Since co-founding the alliance, Davis has maintained her home base in Oakland, Calif., but while traveling she often stays at alliance homes. Speaking fees, some as high as $1,500, pay for her transportation (usually by air) and other expenses, with the bulk of the sum going into alliance coffers. In the last year, for her personal living expenses, she has been able to draw upon a $200,000 book advance from Random House. Angela Davis—an Autobiography will be published in October.
Davis’ commitment to social causes has its roots in Birmingham, where she was born in 1944. Both her parents were schoolteachers, and Angela was a well-brought-up, all-American youngster down to her Girl Scout decorations. But at an early age she was bothered by the inequities in the society around her. At 12 she helped organize interracial study groups, and in her teens she worked on voter registration and marched in picket lines. Angela’s excellence as a student earned her scholarships, first to Elisabeth Irwin High School in New York City and subsequently to Brandeis University in Waltham, Mass., where she majored in French literature. In her junior year she attended the Sorbonne in Paris, where political and social discussions became almost a daily ritual.
That year proved to be a line of demarcation for her. In September 1963 four black girls—all former playmates of Angela—were killed when the 16th Street Baptist Church in Birmingham was bombed. News of the fire and death at home left in Angela a smoldering and a heightened bitterness.

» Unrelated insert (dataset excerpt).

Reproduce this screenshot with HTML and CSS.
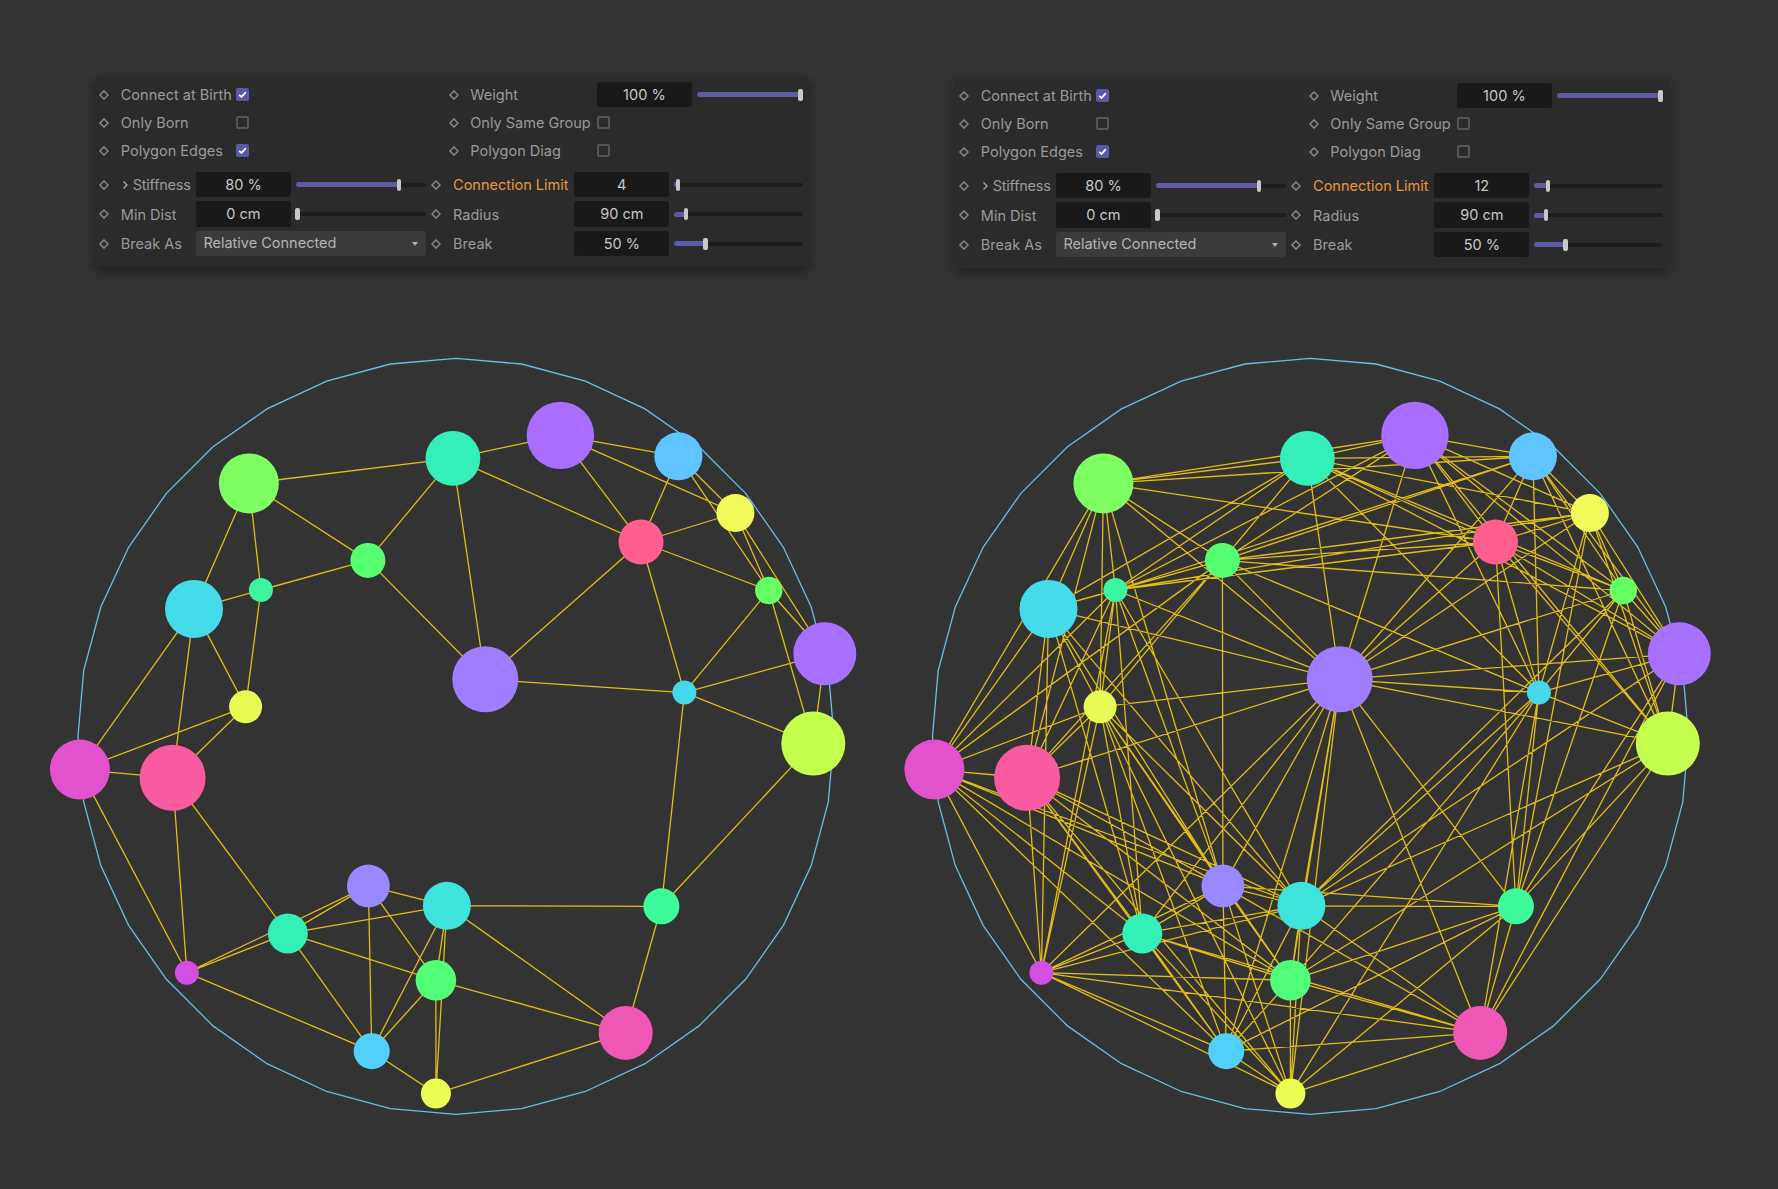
FILE: index.html
```html
<!DOCTYPE html>
<html lang="en">
<head>
<meta charset="utf-8">
<title>Connection Limit comparison</title>
<link rel="stylesheet" href="styles.css">
</head>
<body>
<svg class="defs" width="0" height="0" aria-hidden="true">
  <symbol id="dia" viewBox="0 0 10 10"><path d="M5 .9 9.1 5 5 9.1 .9 5Z" fill="none" stroke="#8c8c8c" stroke-width="1.4"/></symbol>
  <symbol id="tick" viewBox="0 0 13 13"><path d="M3.2 6.8 5.5 9 9.8 4.2" fill="none" stroke="#fff" stroke-width="1.8"/></symbol>
</svg>
<main class="page">
  <div class="panels">
    <section class="panel">
      <div class="group top">
        <div class="prop"><svg class="dia"><use href="#dia"/></svg><span class="label l-a">Connect at Birth</span><span class="check on"><svg><use href="#tick"/></svg></span></div>
        <div class="prop"><svg class="dia"><use href="#dia"/></svg><span class="label l-b">Weight</span><span class="field">100 %</span><span class="slider s-c"><i class="fill" style="width:103.6px"></i></span></div>
        <div class="prop"><svg class="dia"><use href="#dia"/></svg><span class="label l-a">Only Born</span><span class="check"></span></div>
        <div class="prop"><svg class="dia"><use href="#dia"/></svg><span class="label l-b">Only Same Group</span><span class="check"></span></div>
        <div class="prop"><svg class="dia"><use href="#dia"/></svg><span class="label l-a">Polygon Edges</span><span class="check on"><svg><use href="#tick"/></svg></span></div>
        <div class="prop"><svg class="dia"><use href="#dia"/></svg><span class="label l-b">Polygon Diag</span><span class="check"></span></div>
      </div>
      <div class="group bottom">
        <div class="prop"><svg class="dia"><use href="#dia"/></svg><span class="label l-c"><svg class="chev" viewBox="0 0 7 10"><path d="M1.5 1.5 5 5 1.5 8.500" fill="none" stroke="#a8a8a8" stroke-width="1.3"/></svg><span class="tight">Stiffness</span></span><span class="field">80 %</span><span class="slider s-a"><i class="fill" style="width:102.700px"></i></span></div>
        <div class="prop"><svg class="dia"><use href="#dia"/></svg><span class="label l-d accent">Connection Limit</span><span class="field">4</span><span class="slider s-b"><i class="fill" style="width:3.700px"></i></span></div>
        <div class="prop"><svg class="dia"><use href="#dia"/></svg><span class="label l-c">Min Dist</span><span class="field">0 cm</span><span class="slider s-a"><i class="fill" style="width:1.300px"></i></span></div>
        <div class="prop"><svg class="dia"><use href="#dia"/></svg><span class="label l-d">Radius</span><span class="field">90 cm</span><span class="slider s-b"><i class="fill" style="width:11.400px"></i></span></div>
        <div class="prop"><svg class="dia"><use href="#dia"/></svg><span class="label l-c">Break As</span><span class="select">Relative Connected</span></div>
        <div class="prop"><svg class="dia"><use href="#dia"/></svg><span class="label l-d">Break</span><span class="field">50 %</span><span class="slider s-b"><i class="fill" style="width:31px"></i></span></div>
      </div>
    </section>
    <section class="panel panel-second">
      <div class="group top">
        <div class="prop"><svg class="dia"><use href="#dia"/></svg><span class="label l-a">Connect at Birth</span><span class="check on"><svg><use href="#tick"/></svg></span></div>
        <div class="prop"><svg class="dia"><use href="#dia"/></svg><span class="label l-b">Weight</span><span class="field">100 %</span><span class="slider s-c"><i class="fill" style="width:103.6px"></i></span></div>
        <div class="prop"><svg class="dia"><use href="#dia"/></svg><span class="label l-a">Only Born</span><span class="check"></span></div>
        <div class="prop"><svg class="dia"><use href="#dia"/></svg><span class="label l-b">Only Same Group</span><span class="check"></span></div>
        <div class="prop"><svg class="dia"><use href="#dia"/></svg><span class="label l-a">Polygon Edges</span><span class="check on"><svg><use href="#tick"/></svg></span></div>
        <div class="prop"><svg class="dia"><use href="#dia"/></svg><span class="label l-b">Polygon Diag</span><span class="check"></span></div>
      </div>
      <div class="group bottom">
        <div class="prop"><svg class="dia"><use href="#dia"/></svg><span class="label l-c"><svg class="chev" viewBox="0 0 7 10"><path d="M1.5 1.5 5 5 1.5 8.500" fill="none" stroke="#a8a8a8" stroke-width="1.3"/></svg><span class="tight">Stiffness</span></span><span class="field">80 %</span><span class="slider s-a"><i class="fill" style="width:102.700px"></i></span></div>
        <div class="prop"><svg class="dia"><use href="#dia"/></svg><span class="label l-d accent">Connection Limit</span><span class="field">12</span><span class="slider s-b"><i class="fill" style="width:13.600px"></i></span></div>
        <div class="prop"><svg class="dia"><use href="#dia"/></svg><span class="label l-c">Min Dist</span><span class="field">0 cm</span><span class="slider s-a"><i class="fill" style="width:1.300px"></i></span></div>
        <div class="prop"><svg class="dia"><use href="#dia"/></svg><span class="label l-d">Radius</span><span class="field">90 cm</span><span class="slider s-b"><i class="fill" style="width:11.400px"></i></span></div>
        <div class="prop"><svg class="dia"><use href="#dia"/></svg><span class="label l-c">Break As</span><span class="select">Relative Connected</span></div>
        <div class="prop"><svg class="dia"><use href="#dia"/></svg><span class="label l-d">Break</span><span class="field">50 %</span><span class="slider s-b"><i class="fill" style="width:31px"></i></span></div>
      </div>
    </section>
  </div>
  <svg id="graphs" class="graphs" viewBox="0 0 1778 849" aria-label="Two node graphs: connection limit 4 and 12"></svg>
</main>
<script src="graph.js"></script>
</body>
</html>
```

FILE: styles.css
```css
* { box-sizing: border-box; }
html, body { margin: 0; height: 100%; }
body {
  background: #333333;
  color: #9a9a9a;
  font-family: Inter, "Liberation Sans", sans-serif;
  font-size: 14.5px;
  overflow: hidden;
}
.defs { position: absolute; }
.page { width: 1778px; height: 1189px; display: flex; flex-direction: column; }
.panels {
  display: flex;
  align-items: flex-start;
  gap: 146px;
  padding: 78px 0 0 94.5px;
  height: 340px;
}
.panel {
  width: 714px;
  height: 189px;
  padding-top: 2.5px;
  background: #2b2b2b;
  box-shadow: 0 4px 12px rgba(0, 0, 0, .42);
  flex: none;
}
.panel-second { margin-top: 1px; }
.group { display: grid; }
.top { grid-template-columns: 349.5px 1fr; grid-auto-rows: 28px; margin-bottom: 5.25px; }
.bottom { grid-template-columns: 332.3px 1fr; grid-auto-rows: 29.5px; }
.prop { display: flex; align-items: center; min-width: 0; }
.dia { width: 10px; height: 10px; margin: 0 11.6px 0 4.7px; flex: none; }
.label { white-space: nowrap; flex: none; display: flex; align-items: center; }
.l-a { width: 115.3px; }
.l-b { width: 126.4px; }
.l-c { width: 75px; }
.l-d { width: 121px; }
.accent { color: #e9973d; }
.chev { width: 7px; height: 10px; margin: 0 4px 0 1px; flex: none; }
.tight { letter-spacing: -.25px; }
.check {
  width: 13px;
  height: 13px;
  border: 2px solid #565656;
  border-radius: 2px;
  flex: none;
}
.check.on { background: #5a58a8; border: 0; }
.check.on svg { display: block; width: 13px; height: 13px; }
.field {
  width: 95.4px;
  height: 25.4px;
  flex: none;
  display: flex;
  align-items: center;
  justify-content: center;
  background: #191919;
  border-radius: 3px;
  color: #c8c8c8;
}
.slider {
  position: relative;
  height: 4px;
  margin-left: 5px;
  background: #1d1d1d;
  border-radius: 2px;
  flex: none;
  display: block;
}
.s-a { width: 130px; }
.s-b { width: 128.400px; }
.s-c { width: 105.600px; }
.fill {
  position: absolute;
  left: 0;
  top: -.5px;
  height: 5px;
  background: #5c5ba6;
  border-radius: 2.5px;
  display: block;
}
.fill::after {
  content: "";
  position: absolute;
  right: -2.25px;
  top: -3.500px;
  width: 4.500px;
  height: 12px;
  background: #c8c8c8;
  border-radius: 2px;
}
.select {
  position: relative;
  width: 230.300px;
  height: 25.400px;
  flex: none;
  display: flex;
  align-items: center;
  padding: 0 0 1px 7.600px;
  background: #3b3b3b;
  border-radius: 3px;
  color: #b4b4b4;
}
.select::after {
  content: "";
  position: absolute;
  right: 8px;
  top: 11.500px;
  border: 3.500px solid transparent;
  border-top: 4px solid #b0b0b0;
  border-bottom: 0;
}
.graphs { display: block; width: 1778px; height: 849px; flex: none; }
.ring { fill: none; stroke: #6abde3; stroke-width: 1.3; }
.edge { fill: none; stroke: #e0bd18; stroke-width: 1.3; }
```

FILE: graph.js
```js
// Node positions, radii and colours are shared by both graphs; the edges are
// each node's N nearest neighbours, with N the panel's Connection Limit.
var NODES = [
  [530.4, 95.4, 33.7, "#a96eff"], [422.9, 118.4, 27.4, "#34f0b8"], [218.9, 143.4, 30, "#7dff62"],
  [648.4, 116.3, 24, "#5fc4ff"], [705.4, 173, 19, "#f0fa5a"], [611, 202, 22.5, "#ff5f8f"],
  [337.9, 220.4, 17.5, "#55ff70"], [230.9, 250, 12, "#3cf5a0"], [738.8, 250.5, 13.7, "#66ff66"],
  [164, 268.9, 29, "#45dcea"], [794.8, 313.8, 31.5, "#a870ff"], [455.3, 339.3, 33, "#a07cff"],
  [654.4, 352.6, 12, "#44d8ea"], [215.6, 366.8, 16.5, "#e8fb55"], [783.3, 403.6, 32, "#c4ff50"],
  [49.9, 429.6, 30, "#e252cc"], [142.6, 437.8, 33, "#fa5aa0"], [338.4, 545.9, 21.4, "#9988ff"],
  [416.9, 565.8, 24, "#3ee3dc"], [631.4, 566.3, 18, "#3dfa9a"], [257.8, 593.4, 20, "#33f0b6"],
  [156.9, 632.7, 12, "#d24fe4"], [405.9, 640.3, 20.3, "#52fd7a"], [595.7, 692.9, 27, "#f056b6"],
  [341.7, 711.2, 18, "#50d0fb"], [405.9, 753.6, 15, "#ebfd55"]
];
var SVG_NS = "http://www.w3.org/2000/svg";

function el(parent, name, attrs) {
  var node = document.createElementNS(SVG_NS, name);
  for (var key in attrs) node.setAttribute(key, attrs[key]);
  parent.appendChild(node);
  return node;
}

function edgePath(limit) {
  var seen = {}, d = "";
  NODES.forEach(function (a, i) {
    NODES.map(function (b, j) {
      return { j: j, dist: Math.hypot(a[0] - b[0], a[1] - b[1]) };
    }).filter(function (o) { return o.j !== i; })
      .sort(function (p, q) { return p.dist - q.dist; })
      .slice(0, limit)
      .forEach(function (o) {
        var key = Math.min(i, o.j) + "-" + Math.max(i, o.j);
        if (seen[key]) return;
        seen[key] = true;
        var b = NODES[o.j];
        d += "M" + a[0] + " " + a[1] + "L" + b[0] + " " + b[1];
      });
  });
  return d;
}

function ringPoints() {
  var pts = [];
  for (var deg = 0; deg < 360; deg += 10) {
    var t = deg * Math.PI / 180;
    pts.push((426 + 378 * Math.sin(t)).toFixed(1) + "," + (396.3 - 378 * Math.cos(t)).toFixed(1));
  }
  return pts.join(" ");
}

function drawGraph(root, offsetX, limit) {
  var g = el(root, "g", { transform: "translate(" + offsetX + " 0)" });
  el(g, "polygon", { "class": "ring", points: ringPoints() });
  el(g, "path", { "class": "edge", d: edgePath(limit) });
  NODES.forEach(function (n) {
    el(g, "circle", { cx: n[0], cy: n[1], r: n[2], fill: n[3] });
  });
}

var root = document.getElementById("graphs");
drawGraph(root, 30, 4);
drawGraph(root, 884.5, 12);
```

Back at Brandeis for her senior year, Angela took a one-semester course under Marxist philosopher Herbert Marcuse. She switched to philosophy from French. Graduated magna cum laude and Phi Beta Kappa, and recommended by Marcuse, she went to Germany to spend a year at the Goethe University in Frankfurt under Professor Oscar Negt. He recalls her as “excellent and very diligent; she perfected her German, enabling her to understand nuances of a German philosopher not even accessible to the native born.”
She followed Marcuse to the University of California at San Diego, where she completed her master’s degree and began work on her doctorate. Marcuse calls her “one of my best and brightest students.” “I decided to teach,” Davis says, “because I think that any person who studies philosophy has to be involved actively.” She left her doctoral work to become an acting assistant professor of philosophy, and a highly popular teacher, at the University of California at Los Angeles. Vocal in the black liberation struggle, she made a fateful decision: she joined the Communist party. When her party allegiance became known, it caused an academic row, leading—after an exchange of lawsuits—to dismissal and, briefly, reinstatement.
While she was at UCLA Davis also worked ardently to free the Soledad brothers—three black convicts accused of murdering a white guard at California’s Soledad Prison three days after three black prisoners had been killed by white guards. She became friendly with 17-year-old Jonathan Jackson, brother of Soledad brother George Jackson. It was Jonathan who, in an attempt to free the Soledad brothers in August of 1970, smuggled the guns registered in Angela Davis’ name into the Marin County Courthouse for the fateful shoot-out. (George Jackson was subsequently killed at San Quentin Prison.)
Had Jonathan Jackson never used Angela Davis’ guns, had she not been captured, had she not run afoul of the Board of Regents, had she not helped found the National Alliance, she might have evolved into a distinguished philosopher and teacher. Offstage, still reticent and soft-spoken, the scholar who reads in French and German and relaxes over such works as Thomas Mann’s Confessions of Felix Krull, explains that she hopes some day to go back to pedagogy. And, a slow smile spreading over her fine features, she modestly adds that she would like to complete work on her doctoral dissertation—on aspects of Emmanuel Kant’s thought—but that will not be for some time, because the FBI destroyed most of her research material left in her rooms when she was a fugitive. “I want to do these things,” Angela says, “but I don’t have the right to lift myself out of the struggle and go bury myself in libraries or classrooms.” In different times, Angela suggests, she probably would have liked marriage and children.
Instead, she is endlessly zigzagging across the country—with sorties abroad—lecturing and proselytizing. In speaking engagements, Angela focuses on alliance projects, but she will also discuss feminism and how she sees the umbrella label of women’s liberation as “a middle-class white woman’s concept.” She says, “I think that when you talk about women’s liberation you have to talk about relating first of all to the most oppressed women in society—black women, Puerto Rican women, Indian women and poor white women. The oppression of women of color is a problem which must be dealt with by revolutionaries, by radicals, by progressives.”
The celebrity element is a prominent factor in Davis’ life. She is recognized on the streets of Birmingham, New York and especially California. When someone asks for an autograph she writes between the recipient’s name and her own “Solidarity!”
Public interest in Angela Davis may be surpassed, however, by that of the law-enforcement authorities. Talking about her life in a modest house in a black, working-class area of east Oakland, Calif., she wryly observes that, “FBI agents and police ‘happen’ to be driving around in the neighborhood and park in front of my house at 6:00 in the morning. They meet us at airports, they follow us, they ask my neighbors about who has been visiting me, what time I came in, where I’ve been going. But I expect it. I probably would begin to worry when that kind of pressure would relax, because then I would think that we weren’t doing anything that is a threat to their power.”